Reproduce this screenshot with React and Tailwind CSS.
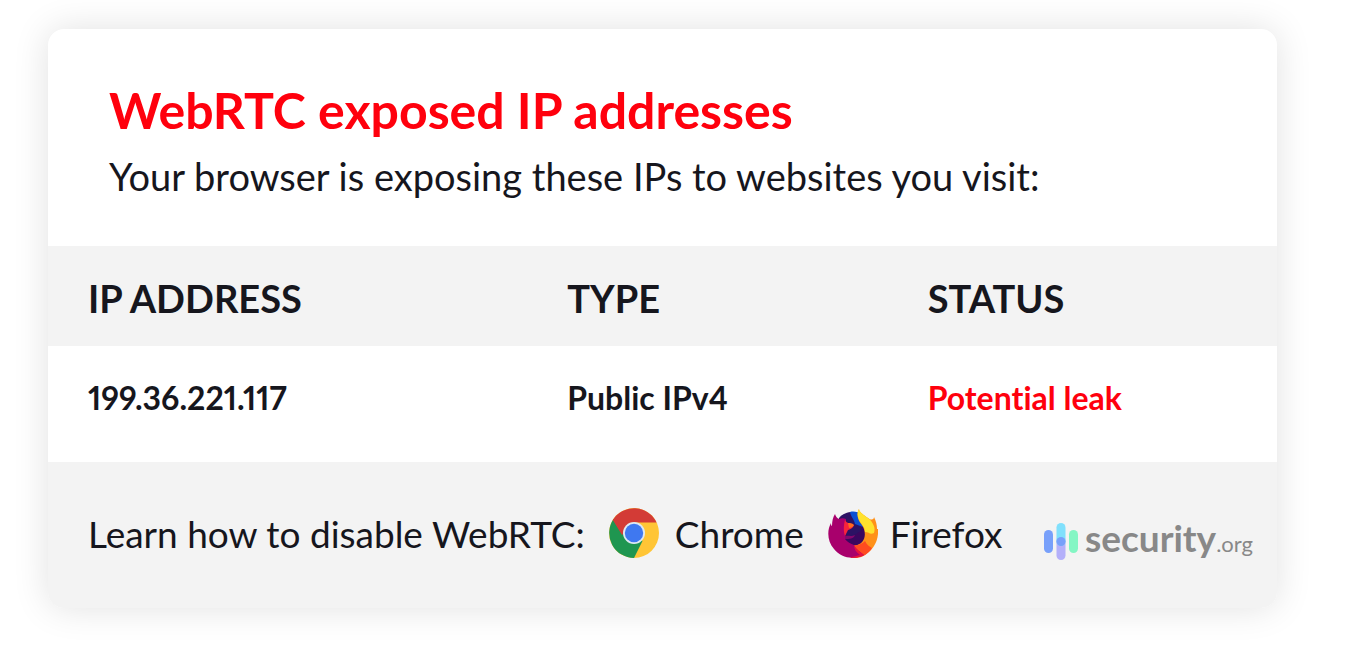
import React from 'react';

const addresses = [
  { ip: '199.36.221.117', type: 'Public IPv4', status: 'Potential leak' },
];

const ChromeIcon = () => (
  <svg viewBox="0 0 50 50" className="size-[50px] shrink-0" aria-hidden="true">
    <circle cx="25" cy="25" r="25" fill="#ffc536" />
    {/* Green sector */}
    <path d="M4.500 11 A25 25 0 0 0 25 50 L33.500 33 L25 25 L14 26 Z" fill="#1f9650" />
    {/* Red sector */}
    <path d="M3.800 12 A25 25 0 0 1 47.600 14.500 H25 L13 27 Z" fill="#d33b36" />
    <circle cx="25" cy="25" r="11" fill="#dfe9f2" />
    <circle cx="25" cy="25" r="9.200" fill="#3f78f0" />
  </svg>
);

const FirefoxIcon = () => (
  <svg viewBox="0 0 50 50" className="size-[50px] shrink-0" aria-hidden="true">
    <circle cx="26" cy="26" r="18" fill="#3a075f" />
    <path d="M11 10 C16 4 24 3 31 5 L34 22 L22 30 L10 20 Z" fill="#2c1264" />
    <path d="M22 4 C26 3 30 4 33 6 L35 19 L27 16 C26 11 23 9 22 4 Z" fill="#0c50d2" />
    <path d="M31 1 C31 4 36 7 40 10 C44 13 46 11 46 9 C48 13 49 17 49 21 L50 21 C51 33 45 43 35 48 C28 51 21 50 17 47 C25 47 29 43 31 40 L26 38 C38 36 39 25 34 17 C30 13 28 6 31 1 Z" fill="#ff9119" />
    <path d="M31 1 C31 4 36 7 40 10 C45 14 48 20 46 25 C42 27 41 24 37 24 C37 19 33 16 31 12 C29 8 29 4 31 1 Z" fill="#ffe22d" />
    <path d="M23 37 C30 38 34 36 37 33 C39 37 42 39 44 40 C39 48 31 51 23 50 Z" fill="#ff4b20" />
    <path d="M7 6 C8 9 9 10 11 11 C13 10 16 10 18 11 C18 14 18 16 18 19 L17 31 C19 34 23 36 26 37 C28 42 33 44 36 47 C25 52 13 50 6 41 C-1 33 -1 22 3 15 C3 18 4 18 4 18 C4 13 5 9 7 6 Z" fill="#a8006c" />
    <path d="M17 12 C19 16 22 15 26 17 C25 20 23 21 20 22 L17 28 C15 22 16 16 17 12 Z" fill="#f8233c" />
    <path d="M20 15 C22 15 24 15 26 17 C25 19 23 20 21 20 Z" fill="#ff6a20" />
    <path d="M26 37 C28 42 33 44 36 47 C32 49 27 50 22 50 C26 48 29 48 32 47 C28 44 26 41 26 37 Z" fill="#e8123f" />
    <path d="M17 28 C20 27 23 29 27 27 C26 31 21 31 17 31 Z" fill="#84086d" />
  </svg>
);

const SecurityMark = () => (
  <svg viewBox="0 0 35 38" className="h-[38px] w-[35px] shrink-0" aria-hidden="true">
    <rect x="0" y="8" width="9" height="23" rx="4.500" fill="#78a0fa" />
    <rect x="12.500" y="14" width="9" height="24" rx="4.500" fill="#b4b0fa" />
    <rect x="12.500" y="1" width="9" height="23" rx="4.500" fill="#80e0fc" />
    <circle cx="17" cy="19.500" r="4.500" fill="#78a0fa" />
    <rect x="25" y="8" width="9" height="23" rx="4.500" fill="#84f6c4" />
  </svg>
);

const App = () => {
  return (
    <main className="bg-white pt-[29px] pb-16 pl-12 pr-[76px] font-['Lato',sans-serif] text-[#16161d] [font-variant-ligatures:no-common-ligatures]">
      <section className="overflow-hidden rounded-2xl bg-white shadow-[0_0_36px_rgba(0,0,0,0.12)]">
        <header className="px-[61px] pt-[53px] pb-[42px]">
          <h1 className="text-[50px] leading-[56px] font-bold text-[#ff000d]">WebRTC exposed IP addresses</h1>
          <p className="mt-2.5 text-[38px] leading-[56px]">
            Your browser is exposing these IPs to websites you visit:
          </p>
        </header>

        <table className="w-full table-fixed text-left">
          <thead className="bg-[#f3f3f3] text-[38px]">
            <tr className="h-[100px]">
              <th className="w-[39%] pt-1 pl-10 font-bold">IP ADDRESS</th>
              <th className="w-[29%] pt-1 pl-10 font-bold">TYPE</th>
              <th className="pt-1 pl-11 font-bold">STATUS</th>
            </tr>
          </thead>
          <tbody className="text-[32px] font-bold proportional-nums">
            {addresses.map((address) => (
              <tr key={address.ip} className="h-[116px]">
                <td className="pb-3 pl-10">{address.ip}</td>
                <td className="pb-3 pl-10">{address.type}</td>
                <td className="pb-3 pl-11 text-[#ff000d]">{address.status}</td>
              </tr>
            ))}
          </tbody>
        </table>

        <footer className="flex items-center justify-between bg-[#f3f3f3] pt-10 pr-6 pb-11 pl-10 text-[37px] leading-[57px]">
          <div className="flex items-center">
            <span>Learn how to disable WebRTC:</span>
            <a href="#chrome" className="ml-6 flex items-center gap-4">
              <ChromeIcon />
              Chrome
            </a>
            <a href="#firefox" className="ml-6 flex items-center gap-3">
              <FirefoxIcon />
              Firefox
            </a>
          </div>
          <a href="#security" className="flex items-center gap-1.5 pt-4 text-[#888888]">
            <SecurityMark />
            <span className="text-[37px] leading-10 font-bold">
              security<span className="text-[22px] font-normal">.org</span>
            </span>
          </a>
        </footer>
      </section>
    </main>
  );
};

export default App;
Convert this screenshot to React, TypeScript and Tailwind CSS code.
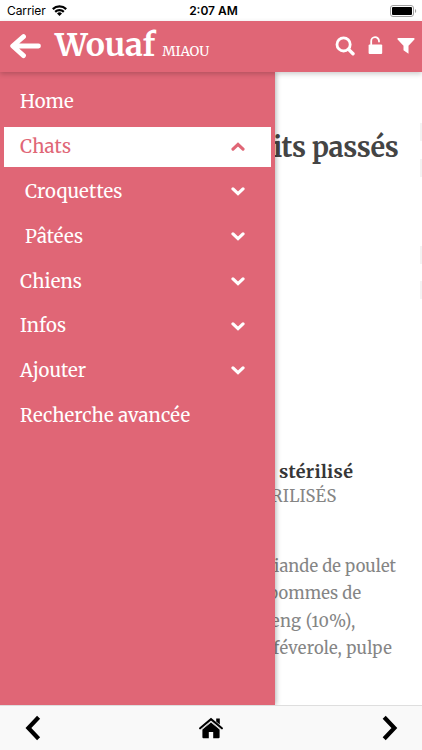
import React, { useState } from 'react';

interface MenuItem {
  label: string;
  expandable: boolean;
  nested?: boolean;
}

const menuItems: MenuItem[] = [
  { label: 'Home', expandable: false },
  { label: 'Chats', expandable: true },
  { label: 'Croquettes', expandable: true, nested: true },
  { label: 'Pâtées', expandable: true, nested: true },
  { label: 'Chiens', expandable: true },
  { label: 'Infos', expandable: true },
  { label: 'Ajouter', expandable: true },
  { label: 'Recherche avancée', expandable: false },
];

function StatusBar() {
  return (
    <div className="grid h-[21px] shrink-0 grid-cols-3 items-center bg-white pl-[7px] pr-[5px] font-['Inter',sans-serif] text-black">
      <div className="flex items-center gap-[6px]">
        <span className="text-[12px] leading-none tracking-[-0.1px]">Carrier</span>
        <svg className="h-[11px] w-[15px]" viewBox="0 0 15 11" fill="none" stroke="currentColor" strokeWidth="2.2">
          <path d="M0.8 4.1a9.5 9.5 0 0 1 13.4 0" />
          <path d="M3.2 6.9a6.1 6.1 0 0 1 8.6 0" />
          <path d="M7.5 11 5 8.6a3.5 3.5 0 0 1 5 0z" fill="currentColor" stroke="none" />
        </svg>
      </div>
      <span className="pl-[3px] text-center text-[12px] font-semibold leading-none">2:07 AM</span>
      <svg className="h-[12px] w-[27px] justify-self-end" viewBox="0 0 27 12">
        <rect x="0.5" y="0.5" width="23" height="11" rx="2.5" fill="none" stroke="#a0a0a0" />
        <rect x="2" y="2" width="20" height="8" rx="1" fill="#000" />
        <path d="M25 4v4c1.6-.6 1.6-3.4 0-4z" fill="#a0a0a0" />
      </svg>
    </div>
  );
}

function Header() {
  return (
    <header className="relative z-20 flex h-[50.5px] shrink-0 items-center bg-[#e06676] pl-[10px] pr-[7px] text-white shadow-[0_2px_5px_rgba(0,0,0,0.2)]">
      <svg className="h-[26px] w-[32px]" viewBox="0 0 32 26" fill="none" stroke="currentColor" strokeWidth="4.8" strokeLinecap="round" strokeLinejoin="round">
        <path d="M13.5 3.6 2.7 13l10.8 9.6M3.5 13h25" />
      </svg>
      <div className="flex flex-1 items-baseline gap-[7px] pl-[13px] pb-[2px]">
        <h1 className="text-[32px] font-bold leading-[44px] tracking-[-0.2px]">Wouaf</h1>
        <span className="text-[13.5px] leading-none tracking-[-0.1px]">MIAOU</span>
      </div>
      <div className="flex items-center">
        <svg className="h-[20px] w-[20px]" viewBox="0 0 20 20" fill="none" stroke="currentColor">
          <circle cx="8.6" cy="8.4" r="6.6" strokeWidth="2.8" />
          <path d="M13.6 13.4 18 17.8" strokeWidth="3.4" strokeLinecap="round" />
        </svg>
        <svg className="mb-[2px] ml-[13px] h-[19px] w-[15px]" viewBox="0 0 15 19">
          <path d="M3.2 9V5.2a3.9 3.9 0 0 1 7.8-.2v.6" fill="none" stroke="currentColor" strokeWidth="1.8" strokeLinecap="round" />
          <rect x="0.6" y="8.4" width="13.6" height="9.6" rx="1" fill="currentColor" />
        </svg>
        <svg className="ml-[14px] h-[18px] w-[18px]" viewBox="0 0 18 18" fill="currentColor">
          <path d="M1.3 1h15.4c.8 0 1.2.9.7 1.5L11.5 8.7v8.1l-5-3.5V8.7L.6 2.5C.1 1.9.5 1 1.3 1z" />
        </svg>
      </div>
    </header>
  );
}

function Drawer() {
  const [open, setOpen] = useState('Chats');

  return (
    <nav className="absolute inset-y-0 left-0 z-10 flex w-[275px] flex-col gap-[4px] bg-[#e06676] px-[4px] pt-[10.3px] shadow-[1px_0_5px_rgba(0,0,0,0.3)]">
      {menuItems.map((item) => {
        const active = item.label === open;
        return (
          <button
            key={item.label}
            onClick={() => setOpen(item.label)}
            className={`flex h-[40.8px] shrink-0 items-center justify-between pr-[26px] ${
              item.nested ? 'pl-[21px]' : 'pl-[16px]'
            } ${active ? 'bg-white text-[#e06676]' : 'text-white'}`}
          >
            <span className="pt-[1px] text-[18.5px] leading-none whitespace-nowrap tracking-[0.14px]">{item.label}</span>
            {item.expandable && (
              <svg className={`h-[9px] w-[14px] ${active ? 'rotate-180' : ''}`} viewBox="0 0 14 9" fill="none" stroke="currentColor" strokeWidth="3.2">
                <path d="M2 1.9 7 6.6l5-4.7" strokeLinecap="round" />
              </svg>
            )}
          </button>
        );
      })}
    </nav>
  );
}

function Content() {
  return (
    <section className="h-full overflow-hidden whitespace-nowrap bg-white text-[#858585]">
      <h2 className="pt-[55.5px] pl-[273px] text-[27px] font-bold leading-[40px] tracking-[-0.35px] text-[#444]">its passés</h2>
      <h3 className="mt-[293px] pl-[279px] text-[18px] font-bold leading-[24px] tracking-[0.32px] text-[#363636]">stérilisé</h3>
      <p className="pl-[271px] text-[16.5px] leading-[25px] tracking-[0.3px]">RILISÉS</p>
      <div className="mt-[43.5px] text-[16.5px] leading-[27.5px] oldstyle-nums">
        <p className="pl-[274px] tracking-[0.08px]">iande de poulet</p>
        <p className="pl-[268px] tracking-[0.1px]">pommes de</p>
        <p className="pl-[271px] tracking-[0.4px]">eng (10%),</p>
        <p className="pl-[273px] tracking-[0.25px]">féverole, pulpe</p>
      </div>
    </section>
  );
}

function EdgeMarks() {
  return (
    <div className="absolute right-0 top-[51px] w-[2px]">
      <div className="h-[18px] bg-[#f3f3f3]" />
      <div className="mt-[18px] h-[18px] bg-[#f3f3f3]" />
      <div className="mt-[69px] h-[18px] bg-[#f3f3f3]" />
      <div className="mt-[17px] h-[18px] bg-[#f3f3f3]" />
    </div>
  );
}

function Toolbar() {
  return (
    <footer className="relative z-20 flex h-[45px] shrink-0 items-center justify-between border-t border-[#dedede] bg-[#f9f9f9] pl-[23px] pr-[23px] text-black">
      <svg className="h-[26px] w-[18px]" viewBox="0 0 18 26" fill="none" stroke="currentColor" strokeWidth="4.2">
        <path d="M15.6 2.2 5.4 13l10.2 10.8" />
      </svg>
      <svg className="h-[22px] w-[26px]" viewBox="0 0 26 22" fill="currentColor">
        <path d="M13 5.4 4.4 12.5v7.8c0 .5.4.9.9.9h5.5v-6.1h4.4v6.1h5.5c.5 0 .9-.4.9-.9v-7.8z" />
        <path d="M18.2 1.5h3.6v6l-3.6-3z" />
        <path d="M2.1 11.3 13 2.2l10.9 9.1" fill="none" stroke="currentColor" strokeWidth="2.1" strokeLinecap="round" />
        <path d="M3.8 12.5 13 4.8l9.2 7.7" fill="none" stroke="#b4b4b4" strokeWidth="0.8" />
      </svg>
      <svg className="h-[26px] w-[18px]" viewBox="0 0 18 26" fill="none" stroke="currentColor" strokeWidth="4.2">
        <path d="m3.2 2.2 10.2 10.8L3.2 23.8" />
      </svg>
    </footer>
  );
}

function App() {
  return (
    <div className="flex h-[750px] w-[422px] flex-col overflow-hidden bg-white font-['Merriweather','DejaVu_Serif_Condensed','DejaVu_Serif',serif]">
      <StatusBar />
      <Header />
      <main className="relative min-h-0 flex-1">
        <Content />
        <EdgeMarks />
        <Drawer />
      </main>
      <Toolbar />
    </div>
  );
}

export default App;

## Aim
Show the lines that mention the word "this".

## Exercise response
Reproduce this screenshot with React and Tailwind CSS.
Convert this screenshot to React, TypeScript and Tailwind CSS code.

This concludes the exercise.